INFORMATION SHOWN:
┏━━

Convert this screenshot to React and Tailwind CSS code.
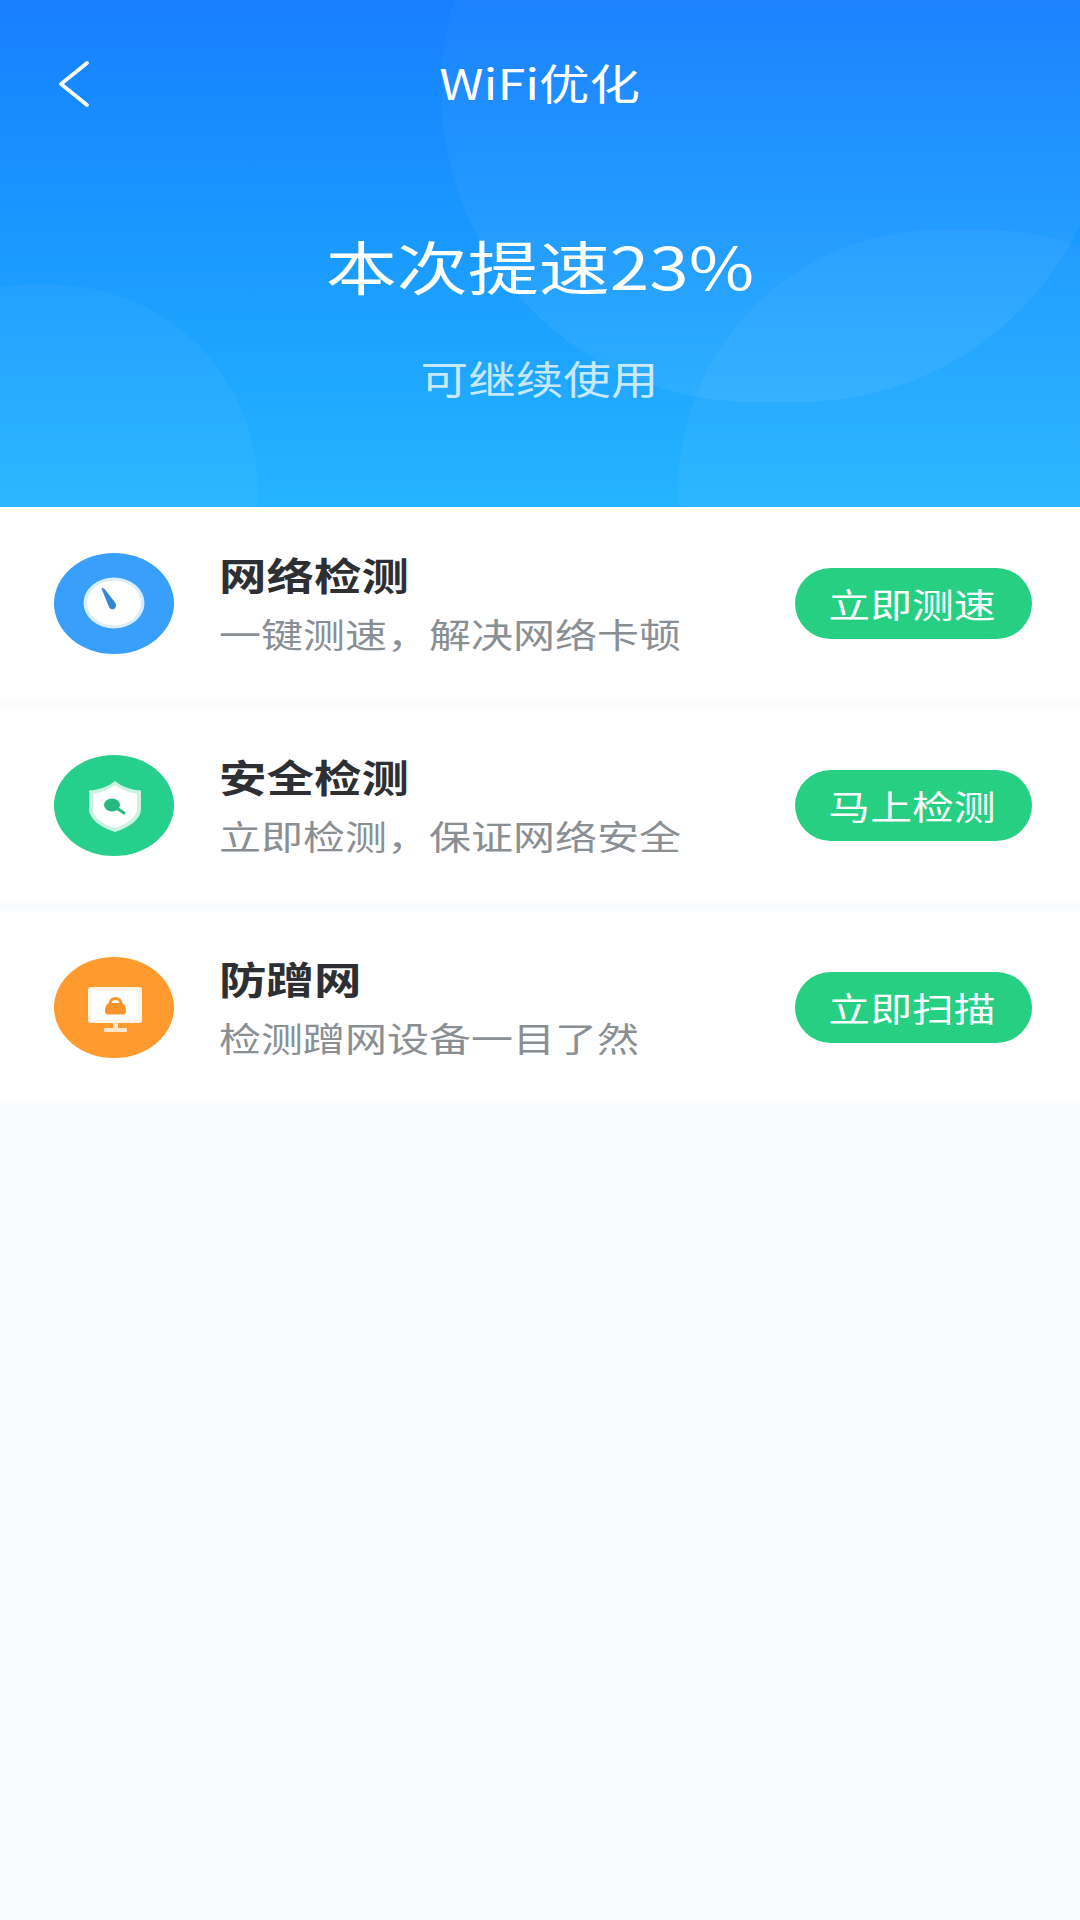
const font = { fontFamily: '"Noto Sans CJK SC", "Noto Sans", sans-serif' };

function SpeedIcon() {
  return (
    <svg width="120" height="101" viewBox="0 0 120 101" className="shrink-0">
      <ellipse cx="60" cy="50.5" rx="60" ry="50.5" fill="#389ffc" />
      <ellipse cx="60" cy="50" rx="30.5" ry="25.5" fill="#d8eefe" />
      <ellipse cx="60" cy="50" rx="27" ry="22.5" fill="#ffffff" />
      <path d="M47.5 35.5 Q49 34.5 50.5 36 L61.5 50 Q63 54 60 56 Q56.5 57 55 54 Z" fill="#3187d6" />
    </svg>
  );
}

function ShieldIcon() {
  return (
    <svg width="120" height="101" viewBox="0 0 120 101" className="shrink-0">
      <ellipse cx="60" cy="50.5" rx="60" ry="50.5" fill="#26d08c" />
      <path d="M61 26 C68 32 78 35 87 35.5 V54 C87 64 76 72 61 77 C46 72 35 64 35 54 V35.5 C44 35 54 32 61 26 Z" fill="#c9f3e2" />
      <path d="M61 30 C68 35 76 38 83 38.5 V54 C83 62 74 69 61 73 C48 69 39 62 39 54 V38.5 C46 38 54 35 61 30 Z" fill="#ffffff" />
      <ellipse cx="58" cy="50" rx="8" ry="6.5" fill="#25b980" />
      <path d="M64 54 L70 58" stroke="#25b980" strokeWidth="3" strokeLinecap="round" />
    </svg>
  );
}

function MonitorIcon() {
  return (
    <svg width="120" height="101" viewBox="0 0 120 101" className="shrink-0">
      <ellipse cx="60" cy="50.5" rx="60" ry="50.5" fill="#ff9b2e" />
      <rect x="34" y="30" width="54" height="36" rx="3" fill="#fff3e3" />
      <rect x="37.5" y="33.5" width="47" height="29" rx="1" fill="#ffffff" />
      <rect x="59" y="66" width="5" height="6" fill="#ffe6c8" />
      <rect x="50" y="71" width="23" height="4" rx="1" fill="#ffe6c8" />
      <path d="M56 47 C56 39.5 67 39.5 67 47" fill="none" stroke="#f7952b" strokeWidth="3" />
      <path d="M51 54 C51 49 53 46 56 46 H67 C70 46 72 49 72 54 C72 56.5 71 57.5 69 57.5 H54 C52 57.5 51 56.5 51 54 Z" fill="#f7952b" />
    </svg>
  );
}

const rows = [
  { icon: <SpeedIcon />, title: "网络检测", sub: "一键测速，解决网络卡顿", btn: "立即测速" },
  { icon: <ShieldIcon />, title: "安全检测", sub: "立即检测，保证网络安全", btn: "马上检测" },
  { icon: <MonitorIcon />, title: "防蹭网", sub: "检测蹭网设备一目了然", btn: "立即扫描" },
];

export default function App() {
  return (
    <div className="w-[1080px] h-[1920px] bg-[#f9fbfd] flex flex-col overflow-hidden" style={font}>
      <header className="relative h-[507px] shrink-0 overflow-hidden bg-gradient-to-b from-[#187fff] to-[#25b4ff] text-white">
        <div className="absolute left-[441px] top-[-222px] w-[670px] h-[624px] rounded-full bg-gradient-to-b from-white/0 to-white/[0.06]" />
        <div className="absolute left-[678px] top-[230px] w-[570px] h-[520px] rounded-full bg-white/[0.04]" />
        <div className="absolute left-[-178px] top-[285px] w-[436px] h-[410px] rounded-full bg-white/[0.04]" />
        <div className="relative flex flex-col items-center">
          <div className="w-full h-[60px] mt-[52px] px-[58px] grid grid-cols-[1fr_auto_1fr] items-center">
            <svg width="32" height="46" viewBox="0 0 32 46" fill="none" className="mt-[3px]">
              <path d="M29 2 L3 23 L29 44" stroke="#ffffff" strokeWidth="3.6" strokeLinecap="round" strokeLinejoin="round" />
            </svg>
            <div className="text-[42px] leading-[60px] scale-x-[1.2]">WiFi优化</div>
            <div />
          </div>
          <div className="mt-[123px] text-[58px] leading-[60px] scale-x-[1.225]">本次提速23%</div>
          <div className="mt-[60px] text-[39px] leading-[44px] text-white/75 scale-x-[1.22]">可继续使用</div>
        </div>
      </header>
      <main className="flex flex-col gap-[10px]">
        {rows.map((r) => (
          <div key={r.title} className="h-[192px] bg-white flex items-center pl-[54px] pr-[48px]">
            {r.icon}
            <div className="ml-[45px] pt-[2px] flex flex-col">
              <div className="text-[38px] leading-[59px] font-bold text-[#2d2f33] origin-left scale-x-[1.25] whitespace-nowrap">{r.title}</div>
              <div className="mt-[1px] text-[34px] leading-[60px] text-[#8a8f94] origin-left scale-x-[1.235] whitespace-nowrap">{r.sub}</div>
            </div>
            <div className="ml-auto w-[237px] h-[71px] rounded-full bg-[#27cf83] flex items-center justify-center pr-[3px] text-white">
              <span className="text-[34px] leading-[71px] scale-x-[1.23] whitespace-nowrap">{r.btn}</span>
            </div>
          </div>
        ))}
      </main>
    </div>
  );
}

┗━━

EXERCISE INSTRUCTIONS:
Retype the whole listing, keeping every line identical and omitting all pictures.

WRITTEN RESPONSE:
Convert this screenshot to React and Tailwind CSS code.
const font = { fontFamily: '"Noto Sans CJK SC", "Noto Sans", sans-serif' };

function SpeedIcon() {
  return (
    <svg width="120" height="101" viewBox="0 0 120 101" className="shrink-0">
      <ellipse cx="60" cy="50.5" rx="60" ry="50.5" fill="#389ffc" />
      <ellipse cx="60" cy="50" rx="30.5" ry="25.5" fill="#d8eefe" />
      <ellipse cx="60" cy="50" rx="27" ry="22.5" fill="#ffffff" />
      <path d="M47.5 35.5 Q49 34.5 50.5 36 L61.5 50 Q63 54 60 56 Q56.5 57 55 54 Z" fill="#3187d6" />
    </svg>
  );
}

function ShieldIcon() {
  return (
    <svg width="120" height="101" viewBox="0 0 120 101" className="shrink-0">
      <ellipse cx="60" cy="50.5" rx="60" ry="50.5" fill="#26d08c" />
      <path d="M61 26 C68 32 78 35 87 35.5 V54 C87 64 76 72 61 77 C46 72 35 64 35 54 V35.5 C44 35 54 32 61 26 Z" fill="#c9f3e2" />
      <path d="M61 30 C68 35 76 38 83 38.5 V54 C83 62 74 69 61 73 C48 69 39 62 39 54 V38.5 C46 38 54 35 61 30 Z" fill="#ffffff" />
      <ellipse cx="58" cy="50" rx="8" ry="6.5" fill="#25b980" />
      <path d="M64 54 L70 58" stroke="#25b980" strokeWidth="3" strokeLinecap="round" />
    </svg>
  );
}

function MonitorIcon() {
  return (
    <svg width="120" height="101" viewBox="0 0 120 101" className="shrink-0">
      <ellipse cx="60" cy="50.5" rx="60" ry="50.5" fill="#ff9b2e" />
      <rect x="34" y="30" width="54" height="36" rx="3" fill="#fff3e3" />
      <rect x="37.5" y="33.5" width="47" height="29" rx="1" fill="#ffffff" />
      <rect x="59" y="66" width="5" height="6" fill="#ffe6c8" />
      <rect x="50" y="71" width="23" height="4" rx="1" fill="#ffe6c8" />
      <path d="M56 47 C56 39.5 67 39.5 67 47" fill="none" stroke="#f7952b" strokeWidth="3" />
      <path d="M51 54 C51 49 53 46 56 46 H67 C70 46 72 49 72 54 C72 56.5 71 57.5 69 57.5 H54 C52 57.5 51 56.5 51 54 Z" fill="#f7952b" />
    </svg>
  );
}

const rows = [
  { icon: <SpeedIcon />, title: "网络检测", sub: "一键测速，解决网络卡顿", btn: "立即测速" },
  { icon: <ShieldIcon />, title: "安全检测", sub: "立即检测，保证网络安全", btn: "马上检测" },
  { icon: <MonitorIcon />, title: "防蹭网", sub: "检测蹭网设备一目了然", btn: "立即扫描" },
];

export default function App() {
  return (
    <div className="w-[1080px] h-[1920px] bg-[#f9fbfd] flex flex-col overflow-hidden" style={font}>
      <header className="relative h-[507px] shrink-0 overflow-hidden bg-gradient-to-b from-[#187fff] to-[#25b4ff] text-white">
        <div className="absolute left-[441px] top-[-222px] w-[670px] h-[624px] rounded-full bg-gradient-to-b from-white/0 to-white/[0.06]" />
        <div className="absolute left-[678px] top-[230px] w-[570px] h-[520px] rounded-full bg-white/[0.04]" />
        <div className="absolute left-[-178px] top-[285px] w-[436px] h-[410px] rounded-full bg-white/[0.04]" />
        <div className="relative flex flex-col items-center">
          <div className="w-full h-[60px] mt-[52px] px-[58px] grid grid-cols-[1fr_auto_1fr] items-center">
            <svg width="32" height="46" viewBox="0 0 32 46" fill="none" className="mt-[3px]">
              <path d="M29 2 L3 23 L29 44" stroke="#ffffff" strokeWidth="3.6" strokeLinecap="round" strokeLinejoin="round" />
            </svg>
            <div className="text-[42px] leading-[60px] scale-x-[1.2]">WiFi优化</div>
            <div />
          </div>
          <div className="mt-[123px] text-[58px] leading-[60px] scale-x-[1.225]">本次提速23%</div>
          <div className="mt-[60px] text-[39px] leading-[44px] text-white/75 scale-x-[1.22]">可继续使用</div>
        </div>
      </header>
      <main className="flex flex-col gap-[10px]">
        {rows.map((r) => (
          <div key={r.title} className="h-[192px] bg-white flex items-center pl-[54px] pr-[48px]">
            {r.icon}
            <div className="ml-[45px] pt-[2px] flex flex-col">
              <div className="text-[38px] leading-[59px] font-bold text-[#2d2f33] origin-left scale-x-[1.25] whitespace-nowrap">{r.title}</div>
              <div className="mt-[1px] text-[34px] leading-[60px] text-[#8a8f94] origin-left scale-x-[1.235] whitespace-nowrap">{r.sub}</div>
            </div>
            <div className="ml-auto w-[237px] h-[71px] rounded-full bg-[#27cf83] flex items-center justify-center pr-[3px] text-white">
              <span className="text-[34px] leading-[71px] scale-x-[1.23] whitespace-nowrap">{r.btn}</span>
            </div>
          </div>
        ))}
      </main>
    </div>
  );
}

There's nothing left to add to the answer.